**Required work**:
Look through the records that follow. Copy every line containing the word "this".

Stored entries

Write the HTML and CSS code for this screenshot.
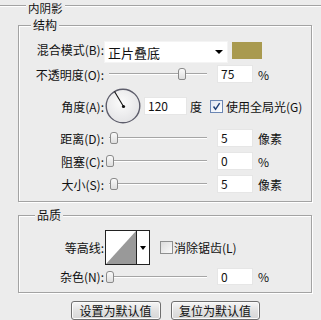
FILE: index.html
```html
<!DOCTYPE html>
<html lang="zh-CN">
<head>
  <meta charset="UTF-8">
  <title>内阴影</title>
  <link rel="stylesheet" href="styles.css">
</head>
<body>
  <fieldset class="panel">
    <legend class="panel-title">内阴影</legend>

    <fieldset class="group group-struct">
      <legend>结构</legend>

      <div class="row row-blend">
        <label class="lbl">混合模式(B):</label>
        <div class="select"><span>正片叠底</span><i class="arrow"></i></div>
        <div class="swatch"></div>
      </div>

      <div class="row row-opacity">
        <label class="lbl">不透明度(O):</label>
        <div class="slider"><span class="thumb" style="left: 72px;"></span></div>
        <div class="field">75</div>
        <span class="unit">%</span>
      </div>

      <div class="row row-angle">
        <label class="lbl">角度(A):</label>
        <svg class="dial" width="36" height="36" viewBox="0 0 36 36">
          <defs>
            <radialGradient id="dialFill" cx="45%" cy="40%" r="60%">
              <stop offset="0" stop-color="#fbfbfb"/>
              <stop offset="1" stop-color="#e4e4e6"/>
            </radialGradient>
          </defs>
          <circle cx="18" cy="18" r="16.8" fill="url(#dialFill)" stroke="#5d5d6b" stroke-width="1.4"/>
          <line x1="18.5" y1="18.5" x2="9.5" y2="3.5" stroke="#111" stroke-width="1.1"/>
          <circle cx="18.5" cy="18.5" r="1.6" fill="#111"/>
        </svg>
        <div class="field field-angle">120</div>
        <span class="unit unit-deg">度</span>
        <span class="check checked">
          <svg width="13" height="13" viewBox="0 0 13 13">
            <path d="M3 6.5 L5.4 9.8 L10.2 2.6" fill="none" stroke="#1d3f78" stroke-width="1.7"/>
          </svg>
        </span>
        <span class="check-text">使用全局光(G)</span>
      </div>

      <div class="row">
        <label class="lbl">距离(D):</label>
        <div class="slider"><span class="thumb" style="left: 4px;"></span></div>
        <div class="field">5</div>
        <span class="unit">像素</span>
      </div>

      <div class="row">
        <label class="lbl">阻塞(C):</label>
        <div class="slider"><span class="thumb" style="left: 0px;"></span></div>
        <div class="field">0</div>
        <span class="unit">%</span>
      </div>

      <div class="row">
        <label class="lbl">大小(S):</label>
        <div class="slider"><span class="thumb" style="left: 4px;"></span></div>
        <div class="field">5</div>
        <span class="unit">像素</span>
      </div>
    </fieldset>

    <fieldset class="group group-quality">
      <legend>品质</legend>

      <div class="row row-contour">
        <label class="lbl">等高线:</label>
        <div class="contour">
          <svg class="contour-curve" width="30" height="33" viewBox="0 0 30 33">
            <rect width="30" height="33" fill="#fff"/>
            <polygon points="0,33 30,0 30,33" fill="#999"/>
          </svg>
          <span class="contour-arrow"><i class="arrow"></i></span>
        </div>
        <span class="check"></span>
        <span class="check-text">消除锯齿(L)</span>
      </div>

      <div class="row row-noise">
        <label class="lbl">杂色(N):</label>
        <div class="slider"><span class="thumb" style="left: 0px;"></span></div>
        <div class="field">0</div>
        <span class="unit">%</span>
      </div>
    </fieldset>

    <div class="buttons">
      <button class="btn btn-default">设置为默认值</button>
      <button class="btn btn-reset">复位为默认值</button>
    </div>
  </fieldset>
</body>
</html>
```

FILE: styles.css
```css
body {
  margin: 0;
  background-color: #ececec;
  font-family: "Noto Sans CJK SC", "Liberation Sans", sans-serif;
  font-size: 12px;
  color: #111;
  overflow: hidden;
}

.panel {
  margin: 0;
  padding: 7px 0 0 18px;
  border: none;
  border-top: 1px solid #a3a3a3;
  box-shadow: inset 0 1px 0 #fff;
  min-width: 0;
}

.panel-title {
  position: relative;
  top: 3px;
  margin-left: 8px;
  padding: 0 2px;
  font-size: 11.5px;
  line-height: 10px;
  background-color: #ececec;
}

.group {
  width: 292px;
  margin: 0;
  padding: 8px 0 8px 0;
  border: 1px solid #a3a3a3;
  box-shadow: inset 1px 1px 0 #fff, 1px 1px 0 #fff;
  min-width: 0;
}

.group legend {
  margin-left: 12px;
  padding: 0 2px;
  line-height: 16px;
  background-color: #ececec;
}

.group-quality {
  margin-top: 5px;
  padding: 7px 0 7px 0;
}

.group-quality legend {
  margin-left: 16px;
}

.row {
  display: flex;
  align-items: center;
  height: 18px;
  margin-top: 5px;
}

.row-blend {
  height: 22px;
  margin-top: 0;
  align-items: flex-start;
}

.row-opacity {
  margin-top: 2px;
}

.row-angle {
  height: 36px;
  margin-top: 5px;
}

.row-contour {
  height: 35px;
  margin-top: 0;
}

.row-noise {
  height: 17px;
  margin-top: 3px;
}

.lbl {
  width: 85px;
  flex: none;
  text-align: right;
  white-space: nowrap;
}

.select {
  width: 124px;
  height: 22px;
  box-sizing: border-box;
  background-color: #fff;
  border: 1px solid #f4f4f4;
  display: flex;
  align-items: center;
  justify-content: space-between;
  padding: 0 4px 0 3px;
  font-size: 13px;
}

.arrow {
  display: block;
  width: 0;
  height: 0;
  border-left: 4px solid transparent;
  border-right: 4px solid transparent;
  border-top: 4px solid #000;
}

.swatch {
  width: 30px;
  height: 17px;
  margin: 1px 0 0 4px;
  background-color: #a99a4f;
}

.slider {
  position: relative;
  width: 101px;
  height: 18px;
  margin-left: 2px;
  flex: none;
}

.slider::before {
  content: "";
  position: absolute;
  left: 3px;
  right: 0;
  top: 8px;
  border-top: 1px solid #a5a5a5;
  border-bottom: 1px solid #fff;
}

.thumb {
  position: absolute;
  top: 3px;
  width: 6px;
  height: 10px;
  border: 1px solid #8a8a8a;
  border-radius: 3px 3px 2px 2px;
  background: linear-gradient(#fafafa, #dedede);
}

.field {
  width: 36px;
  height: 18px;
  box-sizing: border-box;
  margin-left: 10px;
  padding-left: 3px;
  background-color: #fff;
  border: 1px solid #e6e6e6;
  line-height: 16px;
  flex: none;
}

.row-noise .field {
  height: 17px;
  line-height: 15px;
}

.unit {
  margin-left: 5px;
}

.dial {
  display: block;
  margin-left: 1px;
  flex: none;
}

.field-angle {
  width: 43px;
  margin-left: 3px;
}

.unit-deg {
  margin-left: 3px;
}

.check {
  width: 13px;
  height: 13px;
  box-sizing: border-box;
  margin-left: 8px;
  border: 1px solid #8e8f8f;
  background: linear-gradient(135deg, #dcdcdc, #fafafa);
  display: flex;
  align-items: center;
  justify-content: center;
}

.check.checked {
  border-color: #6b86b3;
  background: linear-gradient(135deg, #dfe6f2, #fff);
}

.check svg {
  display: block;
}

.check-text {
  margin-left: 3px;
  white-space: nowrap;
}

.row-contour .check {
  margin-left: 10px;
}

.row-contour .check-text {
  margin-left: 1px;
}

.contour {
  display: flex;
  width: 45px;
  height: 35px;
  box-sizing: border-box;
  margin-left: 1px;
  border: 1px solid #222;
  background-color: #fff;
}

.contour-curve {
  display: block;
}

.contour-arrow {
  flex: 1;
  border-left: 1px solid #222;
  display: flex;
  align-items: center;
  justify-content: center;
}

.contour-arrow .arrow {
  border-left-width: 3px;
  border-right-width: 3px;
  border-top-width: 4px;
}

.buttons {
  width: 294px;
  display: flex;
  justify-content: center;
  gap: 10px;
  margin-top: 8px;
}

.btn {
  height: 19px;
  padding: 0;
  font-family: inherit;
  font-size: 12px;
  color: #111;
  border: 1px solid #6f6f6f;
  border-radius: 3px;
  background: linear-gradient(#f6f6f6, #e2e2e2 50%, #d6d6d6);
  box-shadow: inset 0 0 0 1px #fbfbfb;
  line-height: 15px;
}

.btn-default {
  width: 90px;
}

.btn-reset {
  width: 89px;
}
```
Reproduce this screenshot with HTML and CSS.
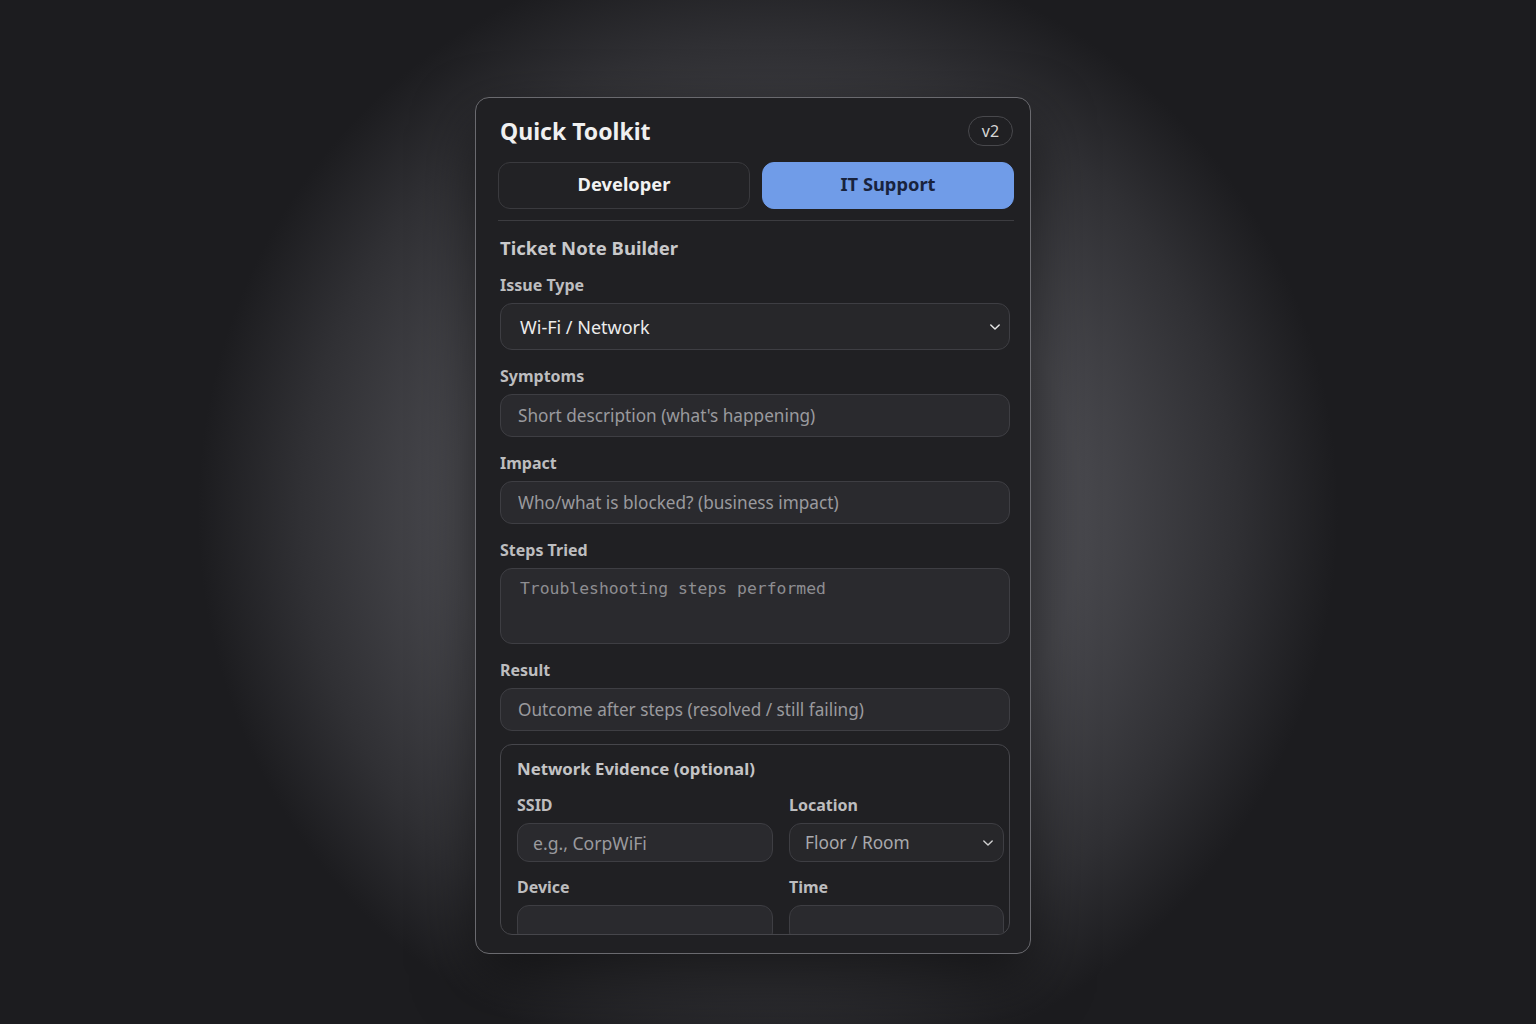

**Exercise response**:
Write the HTML and CSS code for this screenshot.
Reproduce this screenshot with HTML and CSS.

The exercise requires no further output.